▶ _WORK REQUIRED_
Tally the lines containing the word "components", and report the tally alone.

▶ _GIVEN MATERIAL_
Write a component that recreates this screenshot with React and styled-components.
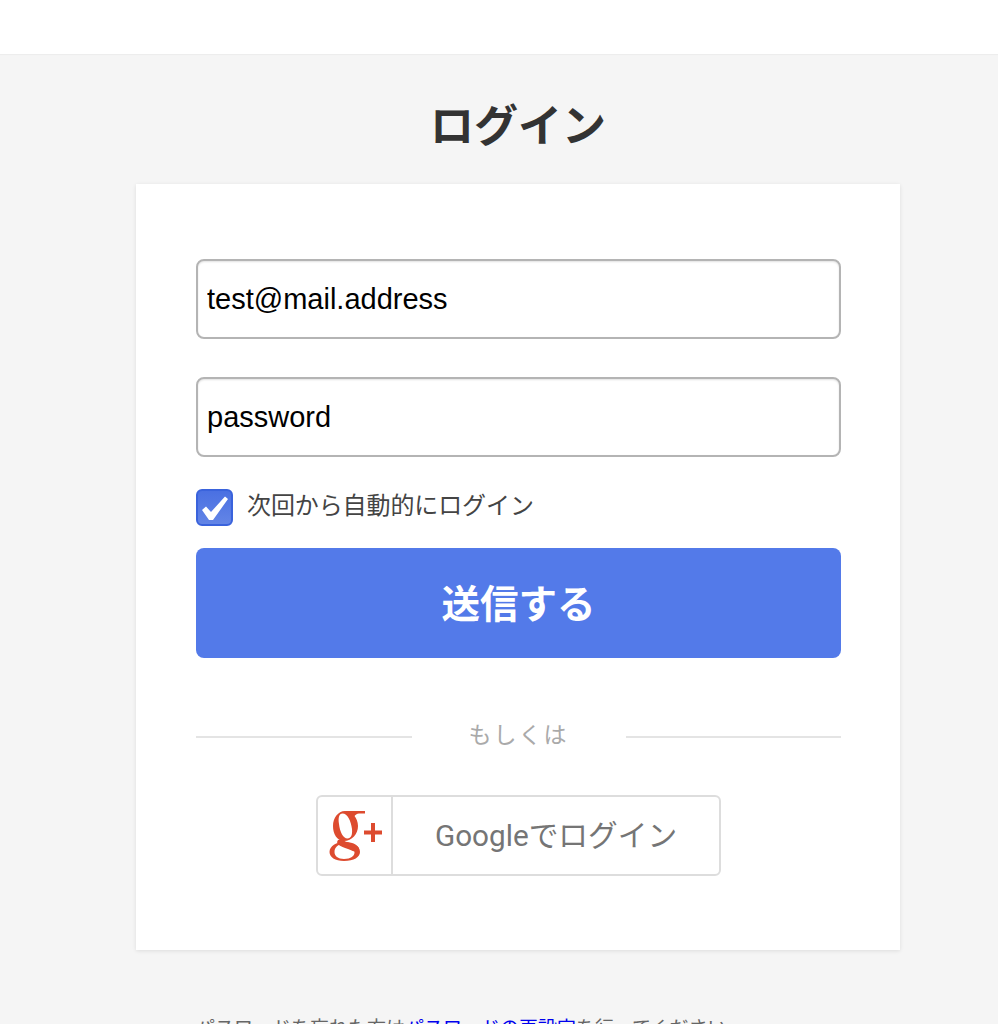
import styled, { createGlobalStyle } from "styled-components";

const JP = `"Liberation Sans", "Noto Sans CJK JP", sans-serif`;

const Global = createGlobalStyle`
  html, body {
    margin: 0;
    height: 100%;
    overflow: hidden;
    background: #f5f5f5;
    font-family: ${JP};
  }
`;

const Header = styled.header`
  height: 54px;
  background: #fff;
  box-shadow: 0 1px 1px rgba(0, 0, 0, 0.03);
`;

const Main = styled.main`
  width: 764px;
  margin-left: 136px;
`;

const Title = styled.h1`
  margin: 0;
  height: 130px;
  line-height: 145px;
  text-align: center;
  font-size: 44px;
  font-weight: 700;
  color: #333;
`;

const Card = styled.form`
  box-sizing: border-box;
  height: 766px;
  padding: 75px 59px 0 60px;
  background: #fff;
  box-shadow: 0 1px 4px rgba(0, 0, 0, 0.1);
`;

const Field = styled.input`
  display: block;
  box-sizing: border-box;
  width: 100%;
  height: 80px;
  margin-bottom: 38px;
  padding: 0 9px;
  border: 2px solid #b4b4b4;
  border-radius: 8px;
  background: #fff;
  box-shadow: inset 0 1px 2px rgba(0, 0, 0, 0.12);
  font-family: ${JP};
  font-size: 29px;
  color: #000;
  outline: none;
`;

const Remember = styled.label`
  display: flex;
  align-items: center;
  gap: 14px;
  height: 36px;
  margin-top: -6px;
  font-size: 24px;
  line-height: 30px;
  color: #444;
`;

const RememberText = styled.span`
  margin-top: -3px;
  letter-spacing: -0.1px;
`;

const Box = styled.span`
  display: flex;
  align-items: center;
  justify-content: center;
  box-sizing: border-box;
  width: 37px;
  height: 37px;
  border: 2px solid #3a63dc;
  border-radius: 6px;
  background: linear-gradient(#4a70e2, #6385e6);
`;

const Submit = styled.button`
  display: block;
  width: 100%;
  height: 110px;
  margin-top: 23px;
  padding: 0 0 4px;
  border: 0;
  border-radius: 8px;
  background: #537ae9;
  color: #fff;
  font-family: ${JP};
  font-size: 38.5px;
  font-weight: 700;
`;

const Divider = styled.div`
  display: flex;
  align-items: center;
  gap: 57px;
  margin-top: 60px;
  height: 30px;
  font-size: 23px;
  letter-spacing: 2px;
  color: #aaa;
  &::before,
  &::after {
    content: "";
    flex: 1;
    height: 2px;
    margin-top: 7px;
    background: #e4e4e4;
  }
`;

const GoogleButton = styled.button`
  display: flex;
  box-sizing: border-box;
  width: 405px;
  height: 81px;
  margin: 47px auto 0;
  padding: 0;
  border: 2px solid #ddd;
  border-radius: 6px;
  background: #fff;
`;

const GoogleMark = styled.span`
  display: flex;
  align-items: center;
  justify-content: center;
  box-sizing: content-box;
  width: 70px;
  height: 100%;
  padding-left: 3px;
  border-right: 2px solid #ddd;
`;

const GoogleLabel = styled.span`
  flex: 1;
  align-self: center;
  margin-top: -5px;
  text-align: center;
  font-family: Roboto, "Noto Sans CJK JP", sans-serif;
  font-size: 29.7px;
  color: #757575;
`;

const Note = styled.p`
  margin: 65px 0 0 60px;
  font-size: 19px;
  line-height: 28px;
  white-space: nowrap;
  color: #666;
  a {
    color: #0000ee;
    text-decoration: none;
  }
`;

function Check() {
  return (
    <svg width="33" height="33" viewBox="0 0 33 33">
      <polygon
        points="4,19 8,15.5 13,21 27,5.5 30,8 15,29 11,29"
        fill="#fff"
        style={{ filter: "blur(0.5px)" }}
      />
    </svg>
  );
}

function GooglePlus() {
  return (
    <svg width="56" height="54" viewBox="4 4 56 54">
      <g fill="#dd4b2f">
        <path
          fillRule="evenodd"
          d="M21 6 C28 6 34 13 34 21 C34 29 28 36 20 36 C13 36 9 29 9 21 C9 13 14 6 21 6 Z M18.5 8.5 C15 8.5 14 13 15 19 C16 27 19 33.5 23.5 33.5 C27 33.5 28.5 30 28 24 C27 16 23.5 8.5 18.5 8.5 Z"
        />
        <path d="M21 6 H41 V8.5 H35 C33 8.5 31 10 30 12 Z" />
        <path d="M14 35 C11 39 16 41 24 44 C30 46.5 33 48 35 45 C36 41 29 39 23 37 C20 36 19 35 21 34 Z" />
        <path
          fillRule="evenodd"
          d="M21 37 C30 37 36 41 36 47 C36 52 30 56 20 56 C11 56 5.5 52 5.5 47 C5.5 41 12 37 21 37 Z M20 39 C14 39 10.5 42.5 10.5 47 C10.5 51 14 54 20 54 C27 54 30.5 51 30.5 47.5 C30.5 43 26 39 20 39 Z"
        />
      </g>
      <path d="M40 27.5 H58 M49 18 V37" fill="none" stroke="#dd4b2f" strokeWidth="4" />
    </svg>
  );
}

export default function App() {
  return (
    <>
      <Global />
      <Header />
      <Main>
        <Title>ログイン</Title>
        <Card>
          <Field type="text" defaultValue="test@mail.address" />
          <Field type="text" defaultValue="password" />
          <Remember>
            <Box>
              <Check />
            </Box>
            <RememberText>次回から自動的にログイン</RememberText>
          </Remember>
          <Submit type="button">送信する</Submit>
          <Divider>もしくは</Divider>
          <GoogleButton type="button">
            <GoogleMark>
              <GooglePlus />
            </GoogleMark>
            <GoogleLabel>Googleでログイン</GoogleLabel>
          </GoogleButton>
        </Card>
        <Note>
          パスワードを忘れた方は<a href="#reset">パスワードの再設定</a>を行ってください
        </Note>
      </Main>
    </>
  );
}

▶ _TASK OUTPUT_
2